Every job carries a retries_remaining counter set from the step's retryCount field in the workflow definition. The engine decrements it on each retryable failure.

handler throws plain Exception / Error
    → runner calls FailJob(retryable=true)
    → engine: retries_remaining > 0 ?
          yes → job returns to UNLOCKED, next worker poll picks it up
          no  → job → FAILED, instance → FAILED

handler throws NonRetryableException / NonRetryableError
    → runner calls FailJob(retryable=false)
    → engine ignores retries_remaining, marks FAILED immediately

Example in the workflow definition:

{
  "id": "credit-score",
  "type": "SERVICE_TASK",
  "jobType": "credit-score",
  "retryCount": 3
}

With retryCount: 3, a plain exception will retry up to 3 times before the job is permanently failed.

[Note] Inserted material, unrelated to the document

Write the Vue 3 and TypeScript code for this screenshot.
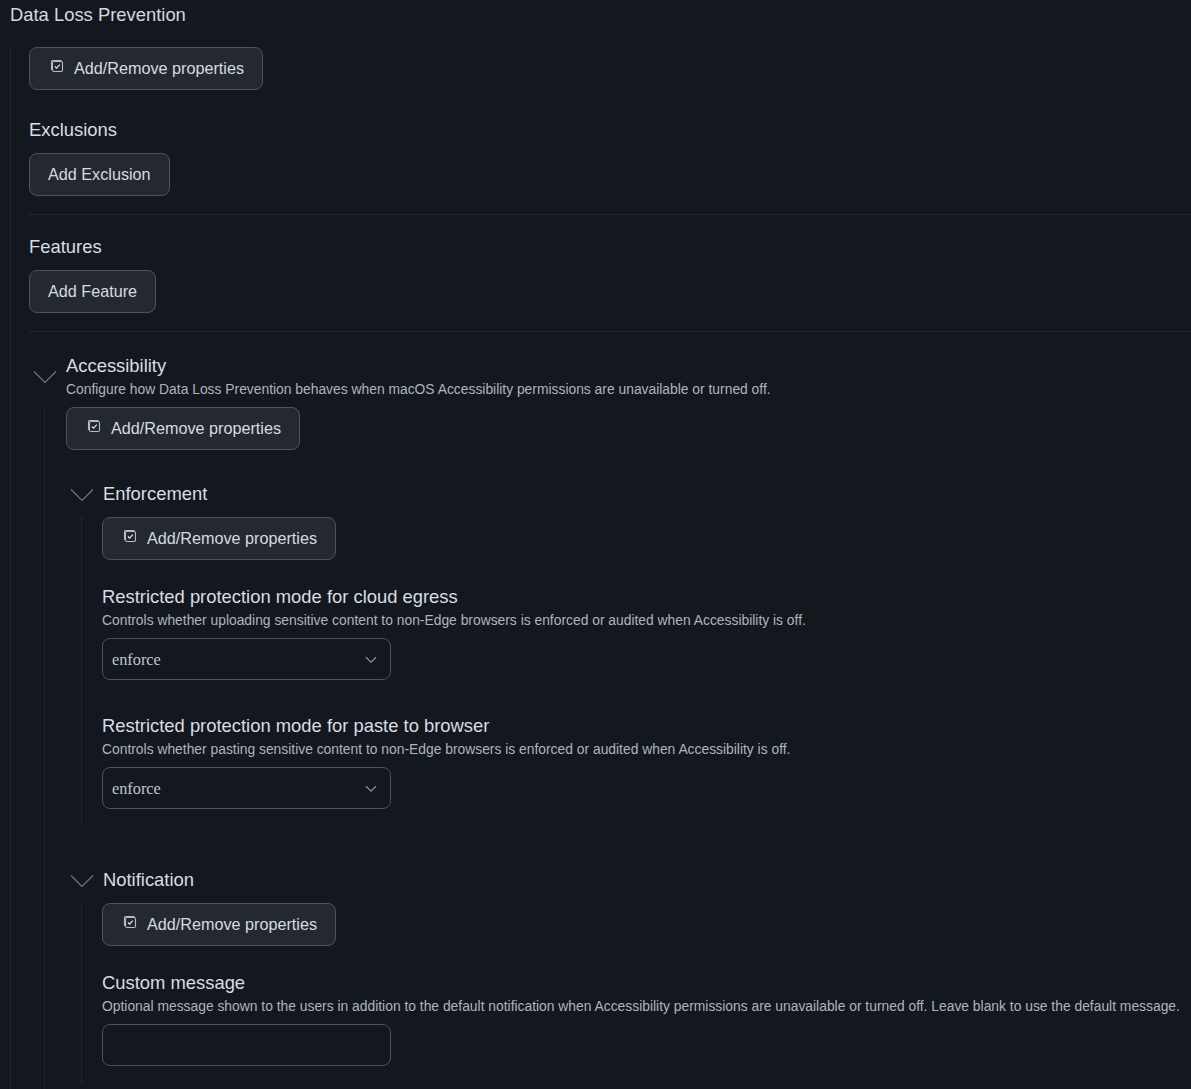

A NonRetryableException skips all 3 retries.

Graceful shutdown

When the runner receives a shutdown signal (SIGINT/SIGTERM or context cancellation), it:

  1. Stops accepting new jobs from the poll loop.
  2. Waits for all in-flight handlers to finish (drain).
  3. Exits only after the drain completes.

Jobs that were in-flight but not yet completed will have their lock expire (30 s) and be reclaimed by the lease sweeper — another worker will pick them up.